Fix: On turns where your best offensive play scores fewer than 20 points, check if a defensive play blocks a large premium square opportunity. If your opponent has an open TWS + an adjacent high-value letter, block it even at cost to your own turn score. Sometimes 14 points that blocks 60 is the correct play.

Frequently Asked Questions

What is the biggest mistake beginners make in Scrabble?

Playing the highest-scoring word without considering board position. Opening a Triple Word Score for your opponent often costs more than the points you scored. The second biggest mistake is holding 4+ vowels, which destroys rack flexibility and forces low-scoring plays for multiple turns.

Why should I not open the Triple Word Score?

Because your opponent will use it. If you play a word that creates a clear path to a TWS square, experienced players will immediately exploit it — often scoring 40–80 points more than your original play. If you cannot use the TWS yourself, block it or play elsewhere.

How do I stop making vowel-heavy rack mistakes?

After every play, count your remaining vowels. If you have 4 or more, prioritise plays that dump 2–3 vowels even if the word scores only 10–15 points. A balanced rack (2–3 vowels) gives you far more word options on the next turn.

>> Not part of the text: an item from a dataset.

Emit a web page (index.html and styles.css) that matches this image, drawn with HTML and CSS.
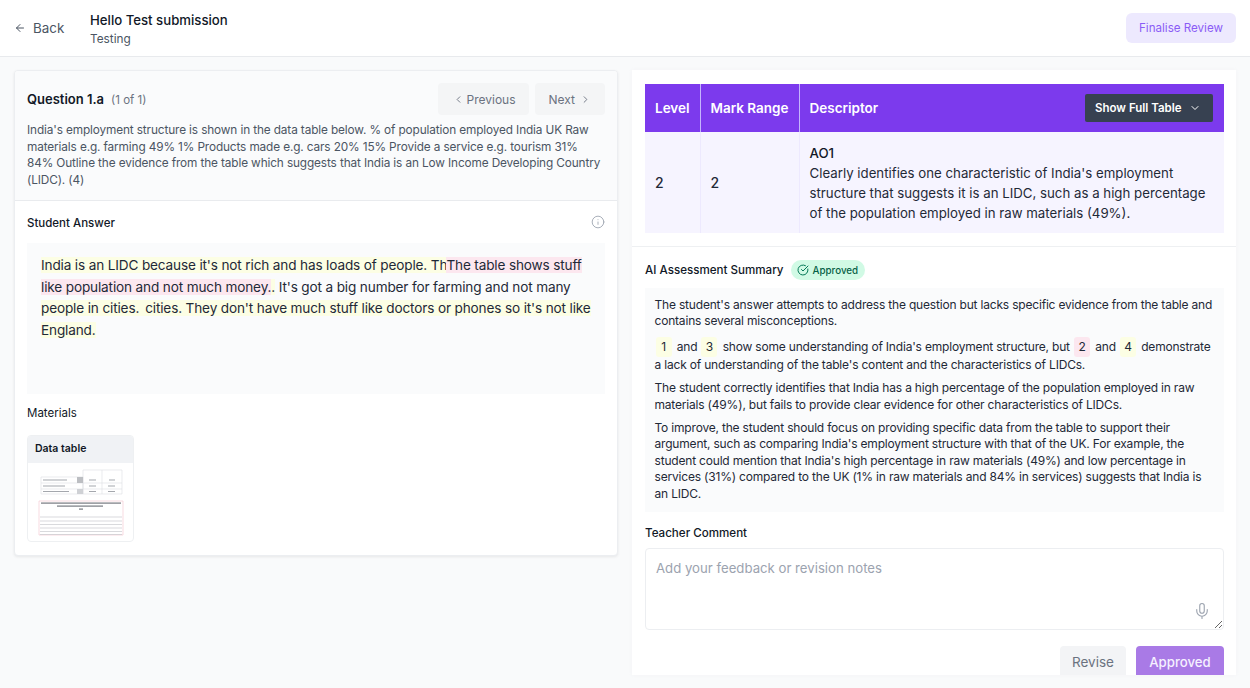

Is it a mistake to pass or exchange tiles in Scrabble?

Passing is almost always a mistake since it scores 0. Exchange is better — it costs a turn but fixes a broken rack. Exchange aggressively with 5+ vowels or 5+ consonants. Almost never exchange in the endgame when fewer than 7 tiles remain.

How do I avoid Wordle mistakes?

The most common Wordle mistake is choosing guesses that repeat already-eliminated letters. Every guess should probe new letters from the most common set (E, T, A, O, I, N, S, H, R). Also avoid words with duplicate letters in early guesses.